Monday, Nov. 19, 1945

Postwar Plans Department

Washington wrangled in hearing rooms and cloakrooms over the blueprint of the nation's postwar military structure. Two basic details were at issue: i) the proposed merger of the services (which the Navy determinedly fought) and an independent air force (see below); 2) universal military training, which had set educators, religious leaders, legislators and plain citizens at loggerheads with the military and each other. Congressional opponents of the training bill tried to kill it last week in committee and will try again. There is at least a 50-50 chance they will finally succeed. Present prospects of the service merger: likely.

While Washington argued over these two issues, Army & Navy leaders went ahead with plans for their hoped-for postwar establishments, the Navy on the supposition that the merger would be defeated, the Army on the premise that universal military training would be adopted.

On Sea. Navy's plans are for 6,084 combatant and auxiliary vessels (including 18 battleships, 27 large carriers, etc., etc.), plus 558,000 men and officers, 12,000 aircraft--to which the House has already given its unanimous approval. Estimated cost: more than $3 1/2billion aear.

On Land. Army's plan, not yet presented to Congress, calls for an "overall balanced force" of 4,500,000 men. Components: 500,000 Regular Army, at least 425,000 in the reorganized National Guard, the balance in the active "Organized Reserve Corps." The universal-training system, which would keep men in the active status for "a period of years" after their one year in camps, would be the feeder for the Reserve Corps. Priority in National Guard organization would be given to development of air units. One source of reserve-officer material would be R.O.T.C. courses (five hours a week for two years) which would pay $200 annual allowances to students. Estimated cost of the Army's program, which includes an air force: more than $4 billion.

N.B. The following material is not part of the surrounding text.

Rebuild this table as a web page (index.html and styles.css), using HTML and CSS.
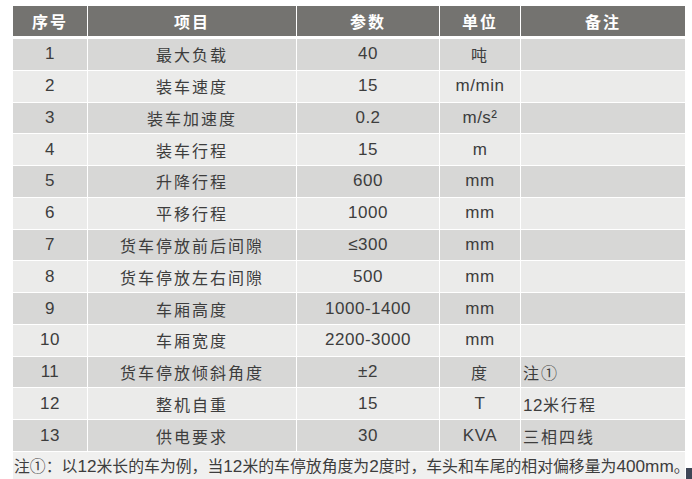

In the Air. For a separate air force, Lieut. General James Doolittle suggested a plan last week (see below). He gave no estimate of its cost, but no one doubted that it would be in the billions, too.

In the Red? Would the nation stand the burden, in the first years of peace, of such staggering expenditures? Apparently military and naval men thought it would. In the years before the U.S. started preparing for World War II, the nation groaningly coughed up only some $650 million annually for national defense, lived to regret its penny-pinching. In the four fiscal years of 1941-44, the nation had to appropriate a total of more than $270 billion to fight its biggest war.

Today the Army and Navy are sure that the nation will never go back to starving its armed services. But there is a limit to peacetime arming. What is it? The services, each after its own appropriations, would have to wait for the answer until the structure of national defense was blueprinted.